Representatives of the Karen National Union are holding a series of meetings with refugees at the nine Thai border camps to inform them about the peace process taking place inside the country.
The KNU team, led by Padoh Naw Zipporah Sein, vice chairperson, held a series of public meetings on September 20 and 21 at Mae La refugee camp, the largest of nine on the Thai-Burma border, to try to ease refugee anxieties about the peace process and repatriation. Camp residents said that rumors circulating in the camps about repatriation and camp closures caused refugees a great deal of stress and that the KNU’s Vice Chairperson briefing was helpful.
A refugee attending the briefing at Mae La camp said, “People are interested in the issue [peace]. Camp residents feel ambiguous about what has happened in Burma. They didn’t believe what others are saying. Now that the central level leader [of KNU] came and explained to us – people feel relieved.”
Padoh Saw Liston, who is the vice in-charge of the KNU’s Central Information and Organizing Department, said that officials of the Karen Refugee Committee were there to help explain the situation to the nearly 1,000 people from all three zones of Mae Lae.
Padoh Saw Liston said. “We have tried to meet the people, not only to explain to them the situation, but also to listen to them and reassure them about the policy of the KNU [on refugee repatriation].”
The KNU’s Padoh Zipporah Sein explained about the development of the peace process and Padoh Saw Liston explained the KNU policy concerning refugee affairs.
Now that KNU has signed the NCA with Burmese government and the peace process has been implemented, international aid for refugee camps has been reduced and it has been stated by various government bodies that refugees will be repatriated. Refugees point out that these statements issued without explanations or timeframes have done little to ease their concerns.

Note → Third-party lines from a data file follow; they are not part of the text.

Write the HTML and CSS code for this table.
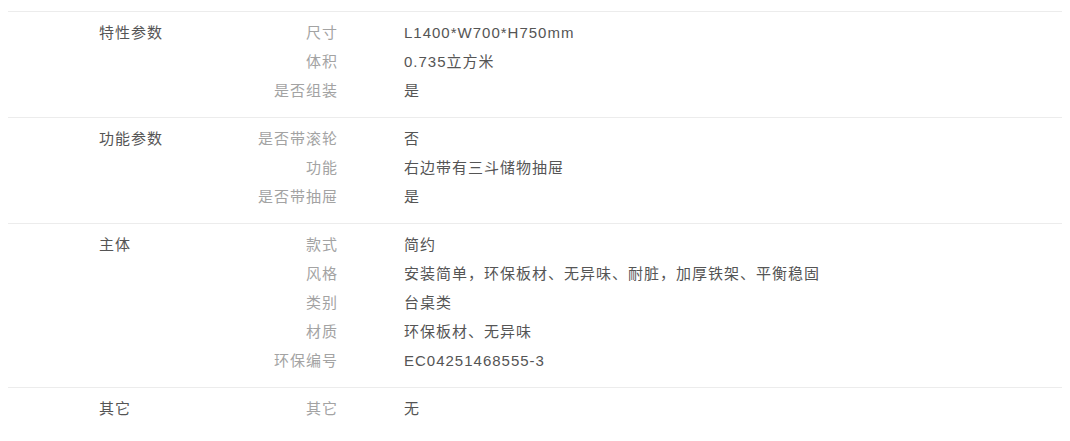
FILE: index.html
```html
<!DOCTYPE html>
<html>
<head>
  <meta charset="utf-8">
  <title>规格参数</title>
  <link rel="stylesheet" href="styles.css">
</head>
<body>
  <div class="spec-table">
    <!-- 特性参数 -->
    <div class="group">
      <div class="group-title">特性参数</div>
      <dl class="specs">
        <dt>尺寸</dt><dd>L1400*W700*H750mm</dd>
        <dt>体积</dt><dd>0.735立方米</dd>
        <dt>是否组装</dt><dd>是</dd>
      </dl>
    </div>

    <!-- 功能参数 -->
    <div class="group">
      <div class="group-title">功能参数</div>
      <dl class="specs">
        <dt>是否带滚轮</dt><dd>否</dd>
        <dt>功能</dt><dd>右边带有三斗储物抽屉</dd>
        <dt>是否带抽屉</dt><dd>是</dd>
      </dl>
    </div>

    <!-- 主体 -->
    <div class="group">
      <div class="group-title">主体</div>
      <dl class="specs">
        <dt>款式</dt><dd>简约</dd>
        <dt>风格</dt><dd>安装简单，环保板材、无异味、耐脏，加厚铁架、平衡稳固</dd>
        <dt>类别</dt><dd>台桌类</dd>
        <dt>材质</dt><dd>环保板材、无异味</dd>
        <dt>环保编号</dt><dd>EC04251468555-3</dd>
      </dl>
    </div>

    <!-- 其它 -->
    <div class="group">
      <div class="group-title">其它</div>
      <dl class="specs">
        <dt>其它</dt><dd>无</dd>
      </dl>
    </div>
  </div>
</body>
</html>
```

FILE: styles.css
```css
/* Página */
body {
  margin: 0;
  padding: 0 8px;
  background-color: #fff;
  font-family: "Liberation Sans", Arial, "Noto Sans CJK SC", sans-serif;
  font-size: 15px;
  letter-spacing: 1px;
  color: #555;
}

.spec-table {
  padding-top: 11px;
}

/* Cada grupo de parámetros */
.group {
  display: flex;
  border-top: 1px solid #ececec;
  padding: 6px 0 12px;
}

.group-title {
  width: 250px;
  padding-left: 91px;
  box-sizing: border-box;
  line-height: 29px;
  color: #555;
}

/* Lista de etiquetas y valores */
.specs {
  display: grid;
  grid-template-columns: 80px 1fr;
  column-gap: 66px;
  margin: 0;
  line-height: 29px;
}

.specs dt {
  text-align: right;
  color: #a3a3a3;
}

.specs dd {
  margin: 0;
  color: #555;
}
```
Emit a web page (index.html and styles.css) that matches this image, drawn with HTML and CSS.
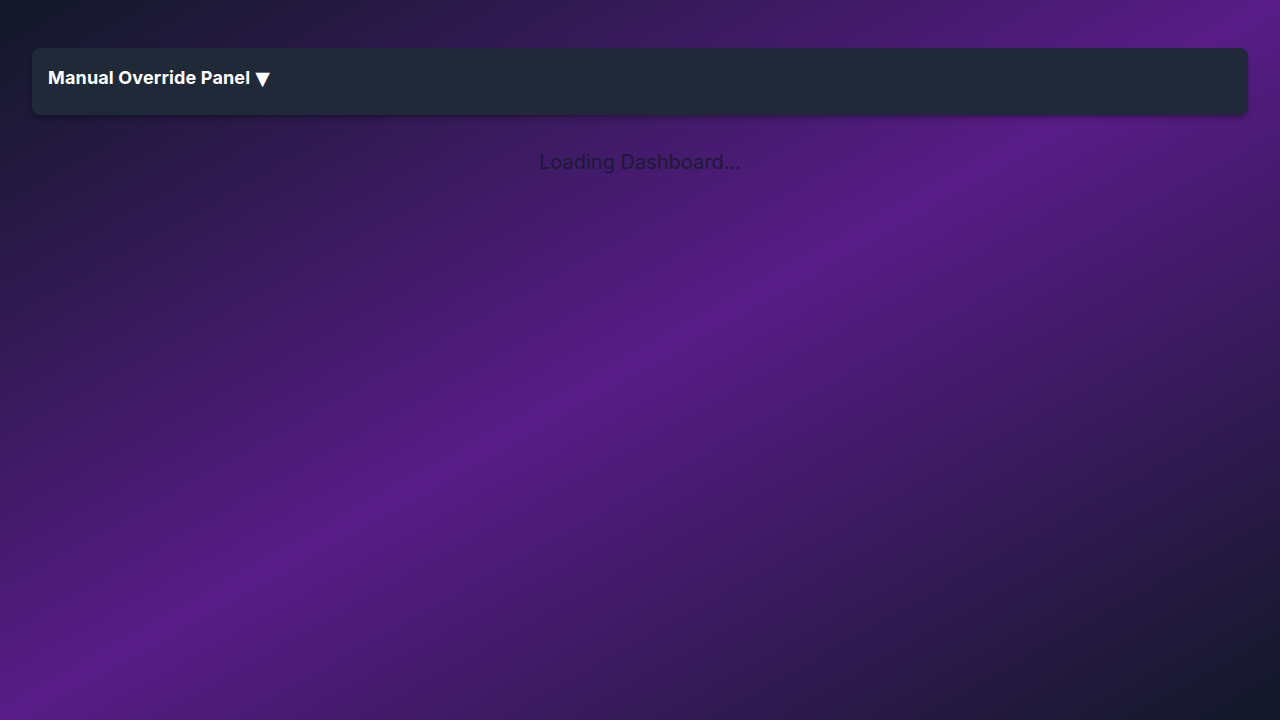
FILE: index.html
```html
<!DOCTYPE html>
<html lang="en">
<head>
<meta charset="utf-8">
<title>Dashboard</title>
<link rel="stylesheet" href="styles.css">
</head>
<body>
<main class="page">
  <section class="panel">
    <h3 class="panel-title">Manual Override Panel <span class="caret">▼</span></h3>
  </section>
  <p class="loading">Loading Dashboard...</p>
</main>
</body>
</html>
```
FILE: styles.css
```css
html, body {
  margin: 0;
  padding: 0;
  height: 100%;
}
body {
  font-family: Inter, "Noto Sans", "Liberation Sans", sans-serif;
  background: linear-gradient(to bottom right, #111827 0%, #581c87 50%, #111827 100%);
  min-height: 720px;
}
.page {
  padding: 48px 32px 32px;
  box-sizing: border-box;
  min-height: 720px;
}
.panel {
  background: #1f2937;
  border-radius: 8px;
  padding: 16px 16px 23px;
  box-shadow: 0 4px 6px -1px rgba(0,0,0,0.25), 0 2px 4px -2px rgba(0,0,0,0.2);
}
.panel-title {
  margin: 0;
  font-size: 18px;
  line-height: 28px;
  font-weight: 700;
  letter-spacing: 0.15px;
  color: #ffffff;
  display: flex;
  align-items: center;
  gap: 5px;
}
.caret {
  font-family: "DejaVu Sans", sans-serif;
  font-size: 19px;
  line-height: 28px;
}
.loading {
  margin: 33px 0 0;
  text-align: center;
  font-size: 20px;
  line-height: 28px;
  color: #1a1a36;
}
```
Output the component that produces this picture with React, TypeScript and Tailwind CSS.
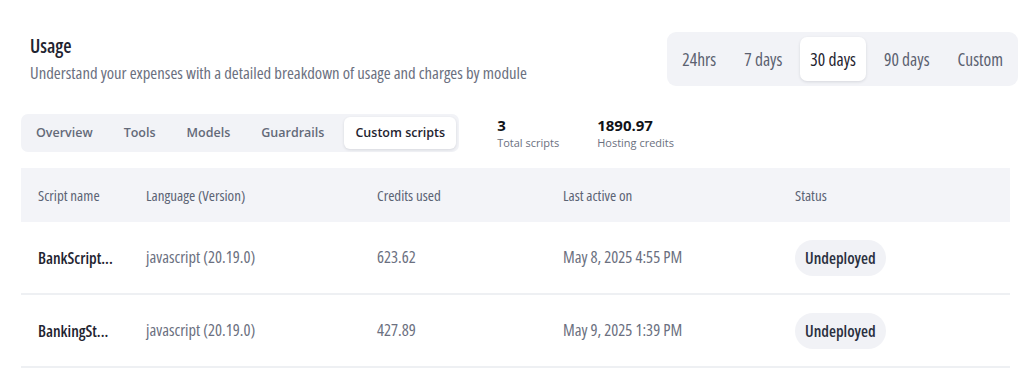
const periods = ['24hrs', '7 days', '30 days', '90 days', 'Custom'];
const tabs = ['Overview', 'Tools', 'Models', 'Guardrails', 'Custom scripts'];

const rows = [
  { name: 'BankScript...', language: 'javascript (20.19.0)', credits: '623.62', lastActive: 'May 8, 2025 4:55 PM', status: 'Undeployed' },
  { name: 'BankingSt...', language: 'javascript (20.19.0)', credits: '427.89', lastActive: 'May 9, 2025 1:39 PM', status: 'Undeployed' },
];

const cols = 'grid grid-cols-[108px_231px_186px_232px_1fr]';

export default function App() {
  const activePeriod = '30 days';
  const activeTab = 'Custom scripts';

  return (
    <div className="h-[371px] w-[1034px] overflow-hidden whitespace-nowrap bg-white font-['Open_Sans',sans-serif] font-stretch-[80%] text-[#1f2430]">
      <div className="flex items-center justify-between pl-[30px] pr-4 pt-8">
        <div>
          <h1 className="text-[19px] leading-6 font-semibold text-[#1f2430]">Usage</h1>
          <p className="mt-1 text-[16.7px] leading-[22px] text-[#6b7080]">
            Understand your expenses with a detailed breakdown of usage and charges by module
          </p>
        </div>

        <div className="flex items-center gap-2 rounded-[9px] bg-[#f2f3f7] p-[5px]">
          {periods.map((p) => (
            <button
              key={p}
              className={
                p === activePeriod
                  ? 'h-11 rounded-[7px] bg-white px-[10px] text-[17.5px] font-medium text-[#1f2430] shadow-[0_1px_3px_rgba(20,24,40,0.12)]'
                  : 'h-11 rounded-[7px] px-[10px] text-[17.5px] font-medium text-[#5b6170]'
              }
            >
              {p}
            </button>
          ))}
        </div>
      </div>

      <div className="mt-7 flex items-center pl-[21px]">
        <div className="flex items-center gap-[9px] rounded-[7px] bg-[#f2f3f7] p-[3px] pl-1 font-stretch-normal">
          {tabs.map((t) => (
            <button
              key={t}
              className={
                t === activeTab
                  ? 'h-8 rounded-[6px] bg-white px-[11px] text-[12.5px] font-semibold text-[#1f2430] shadow-[0_1px_3px_rgba(20,24,40,0.12)]'
                  : 'h-8 rounded-[6px] px-[11px] text-[12.5px] font-semibold text-[#646a79]'
              }
            >
              {t}
            </button>
          ))}
        </div>

        <div className="ml-[38px] flex gap-[38px] font-stretch-normal">
          <Stat value="3" label="Total scripts" />
          <Stat value="1890.97" label="Hosting credits" />
        </div>
      </div>

      <div className="mt-4 ml-[21px] w-[989px]">
        <div className={`${cols} h-[54px] items-center bg-[#f3f4f8] text-[15px] text-[#5b6374]`}>
          <div className="pl-[17px]">Script name</div>
          <div className="pl-[17px]">Language (Version)</div>
          <div className="pl-[17px]">Credits used</div>
          <div className="pl-[17px]">Last active on</div>
          <div className="pl-[17px]">Status</div>
        </div>

        {rows.map((r) => (
          <div key={r.name} className={`${cols} h-[73px] items-center border-b-2 border-[#eef0f3] text-[16.5px]`}>
            <div className="pl-[17px] text-[16px] font-semibold text-[#1f2430]">{r.name}</div>
            <div className="pl-[17px] text-[#6b7080]">{r.language}</div>
            <div className="pl-[17px] text-[#6b7080]">{r.credits}</div>
            <div className="pl-[17px] text-[#6b7080]">{r.lastActive}</div>
            <div className="pl-[17px]">
              <span className="inline-flex h-9 items-center rounded-full bg-[#f1f2f6] px-[10px] text-[16px] font-semibold text-[#2a3040]">
                {r.status}
              </span>
            </div>
          </div>
        ))}
      </div>
    </div>
  );
}

function Stat({ value, label }: { value: string; label: string }) {
  return (
    <div className="flex flex-col">
      <span className="text-[15px] leading-5 font-bold text-[#111318]">{value}</span>
      <span className="text-[11px] leading-4 text-[#6b7080]">{label}</span>
    </div>
  );
}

The KNU’s policy for the repatriation of refugees states that they must have the right to decide their lives for themselves in accordance with international human rights standards. The resettlement and rehabilitation process has to be done within a stable political situation and a guarantee for the security of the refugees. There is also a policy stating the refugees must not be discriminated against, according to KNU.
Similar meetings were held at Nu Po camp on September 14 and Umphiem camp on September 15. Naw Zipporah Sein will also attend meetings at the remaining camps along the Thai-Burma border including Mae Rama Luang, Mae La Oon, Tham Hin and Ban Don Yang camps.